Due to my perpetual visibility online,  I get gigs to push where owners may be afraid of retribution or lack technology skills. During a widely publicized political prime time appearance, a distress call came through. "Please publish me. I want to be seen and heard."
That shows how crowded the mainstream media is. Contributors strive to be seen and acknowledged.  But for us in the digital world, we have infinite space to work, play and and worry about the dollar and forex which are the digital lingo.

This piece is not meant to discredit my colleagues in the legacy media. It is a critique on what went wrong and why time for "dodo" to reincarnate is ripe.

I realized that they follow a predictable news reading format:

Story 1 William Ruto
Story 2 Raila Odinga 
Story 3 Ruto, Raila
Story 4 Gachagua, Kalonzo, Matiang’i
Story 5 United Opposition 
Story 6 Kindiki
Story 7 Farouk

There is little regard for people-centred stories. Worse, the stories about politics are mainly about what us in the media call:he-said-she-said. This is where news lack depth of implications of what is reported. 
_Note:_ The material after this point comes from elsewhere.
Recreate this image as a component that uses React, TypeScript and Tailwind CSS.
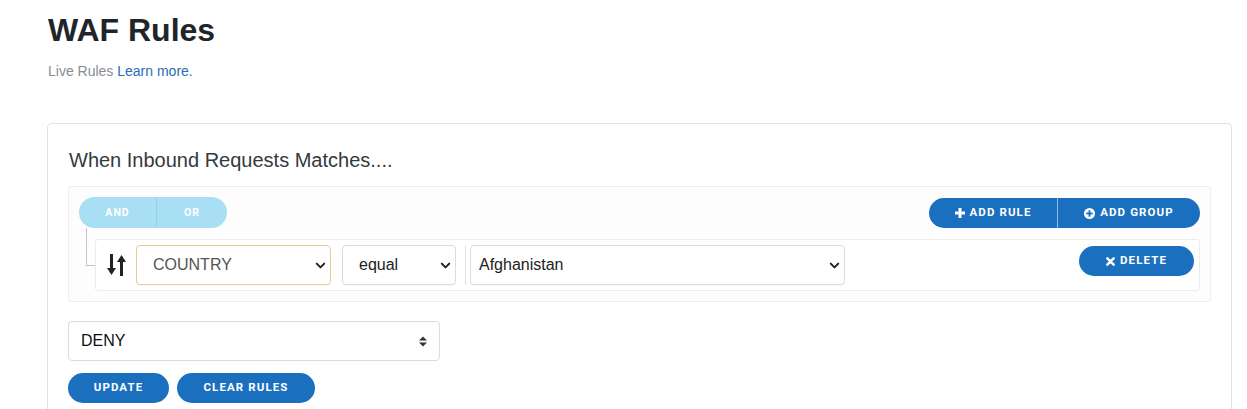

Given how all media command and demand attention from their audiences, they deserve value for their time and money to be informed not just a daily dose of priming politics which is the culprit in the country to start with.

Better yet, the mass media have power to set agenda of what kind of politics they want their journalists to cover. If there is a governor changing lives of rural communities to get farm inputs, access healthcare and build roads, the media should focus on that. In return, others will try to emulate him or her and in the end, more Kenyans will benefit from good governance.
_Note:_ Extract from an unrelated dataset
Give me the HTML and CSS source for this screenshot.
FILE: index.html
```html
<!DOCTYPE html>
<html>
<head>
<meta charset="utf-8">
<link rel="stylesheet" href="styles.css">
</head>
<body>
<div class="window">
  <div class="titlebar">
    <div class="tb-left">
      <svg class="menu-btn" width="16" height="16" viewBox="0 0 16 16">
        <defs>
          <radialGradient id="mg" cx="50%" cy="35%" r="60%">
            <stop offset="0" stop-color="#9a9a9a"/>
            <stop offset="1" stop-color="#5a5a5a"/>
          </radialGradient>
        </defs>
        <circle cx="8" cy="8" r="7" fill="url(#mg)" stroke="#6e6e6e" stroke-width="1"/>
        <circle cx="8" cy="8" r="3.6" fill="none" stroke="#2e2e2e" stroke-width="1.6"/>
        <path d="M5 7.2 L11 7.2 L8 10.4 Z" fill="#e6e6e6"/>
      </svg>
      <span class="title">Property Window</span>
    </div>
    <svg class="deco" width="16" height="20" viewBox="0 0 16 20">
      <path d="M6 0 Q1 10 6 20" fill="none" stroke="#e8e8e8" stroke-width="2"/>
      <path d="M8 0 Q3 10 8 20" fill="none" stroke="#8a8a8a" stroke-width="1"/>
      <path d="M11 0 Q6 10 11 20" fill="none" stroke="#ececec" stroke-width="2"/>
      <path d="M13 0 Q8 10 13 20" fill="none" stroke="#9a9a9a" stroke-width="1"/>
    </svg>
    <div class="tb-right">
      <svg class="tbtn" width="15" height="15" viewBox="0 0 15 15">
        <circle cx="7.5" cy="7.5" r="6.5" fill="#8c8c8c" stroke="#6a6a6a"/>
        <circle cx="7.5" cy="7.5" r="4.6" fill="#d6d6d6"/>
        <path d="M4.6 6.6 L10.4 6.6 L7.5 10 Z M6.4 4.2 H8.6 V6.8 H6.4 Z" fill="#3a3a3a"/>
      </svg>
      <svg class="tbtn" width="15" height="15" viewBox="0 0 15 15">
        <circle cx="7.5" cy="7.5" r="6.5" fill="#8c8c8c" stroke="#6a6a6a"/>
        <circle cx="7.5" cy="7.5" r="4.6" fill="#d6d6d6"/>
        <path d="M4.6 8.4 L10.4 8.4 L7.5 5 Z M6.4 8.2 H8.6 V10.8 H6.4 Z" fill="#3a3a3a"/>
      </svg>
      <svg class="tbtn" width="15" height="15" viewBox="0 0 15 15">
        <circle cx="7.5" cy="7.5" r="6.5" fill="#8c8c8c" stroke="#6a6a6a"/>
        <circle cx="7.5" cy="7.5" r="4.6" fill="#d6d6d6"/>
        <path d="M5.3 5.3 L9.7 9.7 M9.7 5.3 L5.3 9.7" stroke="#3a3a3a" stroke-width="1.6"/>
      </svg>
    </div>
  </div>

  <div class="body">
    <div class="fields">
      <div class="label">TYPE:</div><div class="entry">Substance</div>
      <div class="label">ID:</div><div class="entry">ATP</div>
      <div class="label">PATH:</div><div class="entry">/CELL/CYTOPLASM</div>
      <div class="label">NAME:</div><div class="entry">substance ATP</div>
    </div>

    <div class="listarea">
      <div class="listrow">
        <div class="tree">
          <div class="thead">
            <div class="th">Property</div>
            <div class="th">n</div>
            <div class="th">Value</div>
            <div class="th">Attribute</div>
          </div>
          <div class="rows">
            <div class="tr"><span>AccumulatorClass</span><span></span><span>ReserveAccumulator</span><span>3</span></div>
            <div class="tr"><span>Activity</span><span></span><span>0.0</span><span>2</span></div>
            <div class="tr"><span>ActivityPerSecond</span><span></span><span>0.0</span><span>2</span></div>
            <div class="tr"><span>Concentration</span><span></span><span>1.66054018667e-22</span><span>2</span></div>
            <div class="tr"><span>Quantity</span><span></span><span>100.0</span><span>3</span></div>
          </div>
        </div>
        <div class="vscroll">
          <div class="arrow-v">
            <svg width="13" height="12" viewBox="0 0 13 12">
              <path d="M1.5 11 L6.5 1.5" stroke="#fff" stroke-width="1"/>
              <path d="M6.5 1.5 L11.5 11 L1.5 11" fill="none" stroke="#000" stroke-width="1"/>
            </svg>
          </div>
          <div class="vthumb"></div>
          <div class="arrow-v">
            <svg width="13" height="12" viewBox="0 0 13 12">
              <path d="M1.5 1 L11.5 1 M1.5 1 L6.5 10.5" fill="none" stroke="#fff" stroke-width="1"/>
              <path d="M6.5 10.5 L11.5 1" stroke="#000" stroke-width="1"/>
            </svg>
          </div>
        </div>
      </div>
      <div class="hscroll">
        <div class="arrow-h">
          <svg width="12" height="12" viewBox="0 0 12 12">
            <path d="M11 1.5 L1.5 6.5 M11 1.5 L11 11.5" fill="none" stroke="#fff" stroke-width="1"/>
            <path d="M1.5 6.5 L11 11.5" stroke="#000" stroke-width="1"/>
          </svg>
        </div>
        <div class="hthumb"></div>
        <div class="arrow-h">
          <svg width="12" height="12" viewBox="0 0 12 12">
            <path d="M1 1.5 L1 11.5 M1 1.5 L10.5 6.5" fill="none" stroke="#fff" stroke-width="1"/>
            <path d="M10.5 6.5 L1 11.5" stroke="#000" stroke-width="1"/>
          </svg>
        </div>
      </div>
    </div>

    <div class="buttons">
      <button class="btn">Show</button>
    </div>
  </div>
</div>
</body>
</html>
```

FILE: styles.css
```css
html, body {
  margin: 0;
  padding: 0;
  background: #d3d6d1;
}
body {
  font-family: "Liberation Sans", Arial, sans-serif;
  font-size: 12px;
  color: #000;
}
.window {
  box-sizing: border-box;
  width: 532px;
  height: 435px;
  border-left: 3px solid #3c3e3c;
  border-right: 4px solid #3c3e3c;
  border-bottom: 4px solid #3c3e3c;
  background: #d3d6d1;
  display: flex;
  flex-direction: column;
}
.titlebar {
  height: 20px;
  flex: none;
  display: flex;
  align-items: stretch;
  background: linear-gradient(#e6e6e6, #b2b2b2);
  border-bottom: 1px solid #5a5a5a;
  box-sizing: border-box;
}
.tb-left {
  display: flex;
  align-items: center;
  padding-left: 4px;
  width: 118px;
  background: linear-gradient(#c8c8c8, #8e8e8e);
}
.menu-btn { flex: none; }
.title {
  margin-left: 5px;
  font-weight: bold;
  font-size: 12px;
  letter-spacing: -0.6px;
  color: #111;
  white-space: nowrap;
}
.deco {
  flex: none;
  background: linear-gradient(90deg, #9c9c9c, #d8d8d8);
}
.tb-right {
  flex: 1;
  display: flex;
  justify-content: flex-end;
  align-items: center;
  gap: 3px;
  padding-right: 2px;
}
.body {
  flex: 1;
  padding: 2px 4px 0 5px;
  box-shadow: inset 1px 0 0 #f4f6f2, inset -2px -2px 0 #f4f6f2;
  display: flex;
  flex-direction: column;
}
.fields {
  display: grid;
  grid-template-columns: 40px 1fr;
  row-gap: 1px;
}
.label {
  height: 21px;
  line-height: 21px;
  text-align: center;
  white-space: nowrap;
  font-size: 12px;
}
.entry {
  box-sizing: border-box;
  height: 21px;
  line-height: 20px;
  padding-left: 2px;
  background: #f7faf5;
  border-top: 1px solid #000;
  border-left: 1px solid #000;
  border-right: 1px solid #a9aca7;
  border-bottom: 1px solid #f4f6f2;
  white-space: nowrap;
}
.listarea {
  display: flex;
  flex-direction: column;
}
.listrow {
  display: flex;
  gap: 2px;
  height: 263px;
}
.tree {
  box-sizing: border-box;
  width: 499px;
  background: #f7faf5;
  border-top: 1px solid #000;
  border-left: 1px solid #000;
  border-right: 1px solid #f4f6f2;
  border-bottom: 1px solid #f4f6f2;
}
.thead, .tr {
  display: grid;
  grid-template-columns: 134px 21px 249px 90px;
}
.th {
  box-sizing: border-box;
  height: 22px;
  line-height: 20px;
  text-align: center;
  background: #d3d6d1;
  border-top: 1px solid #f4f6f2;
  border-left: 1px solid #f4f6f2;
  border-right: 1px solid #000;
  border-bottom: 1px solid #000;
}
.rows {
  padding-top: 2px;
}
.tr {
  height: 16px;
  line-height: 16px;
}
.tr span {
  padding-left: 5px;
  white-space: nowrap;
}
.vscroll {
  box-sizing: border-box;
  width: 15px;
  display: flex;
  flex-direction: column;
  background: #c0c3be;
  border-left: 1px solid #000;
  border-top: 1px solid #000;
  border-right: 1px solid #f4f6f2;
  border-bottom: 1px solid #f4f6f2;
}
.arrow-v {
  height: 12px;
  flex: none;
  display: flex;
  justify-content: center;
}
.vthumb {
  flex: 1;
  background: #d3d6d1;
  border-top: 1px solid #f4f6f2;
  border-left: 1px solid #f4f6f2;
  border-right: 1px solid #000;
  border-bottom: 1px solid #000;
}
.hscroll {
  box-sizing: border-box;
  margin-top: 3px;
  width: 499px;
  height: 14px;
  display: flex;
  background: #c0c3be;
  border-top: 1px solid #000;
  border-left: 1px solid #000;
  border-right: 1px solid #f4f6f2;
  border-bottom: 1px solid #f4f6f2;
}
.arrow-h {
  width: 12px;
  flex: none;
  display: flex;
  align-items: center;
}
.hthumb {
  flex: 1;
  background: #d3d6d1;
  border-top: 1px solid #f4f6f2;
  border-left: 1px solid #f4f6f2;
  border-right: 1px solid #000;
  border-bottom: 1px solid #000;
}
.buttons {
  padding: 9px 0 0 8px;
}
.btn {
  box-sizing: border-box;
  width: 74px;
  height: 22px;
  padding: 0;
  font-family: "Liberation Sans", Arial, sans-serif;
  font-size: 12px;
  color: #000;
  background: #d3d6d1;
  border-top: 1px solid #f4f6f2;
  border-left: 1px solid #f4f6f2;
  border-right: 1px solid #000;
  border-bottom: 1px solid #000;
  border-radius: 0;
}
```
But when the press, mainstream press, focus on politics which don't directly serve Kenyans but the political elite, they hopelessly cheer that narrative to continue. 

We need stories that inspire people to dream big. Stories that give hope to us. Not depression and controversy.

It's time for the legacy media to rethink their news priming to include ordinary Kenyans doing impactful efforts to build their communities. You have power to sanitize the political podium if you filter what you will carry as news and not what politicians say or want.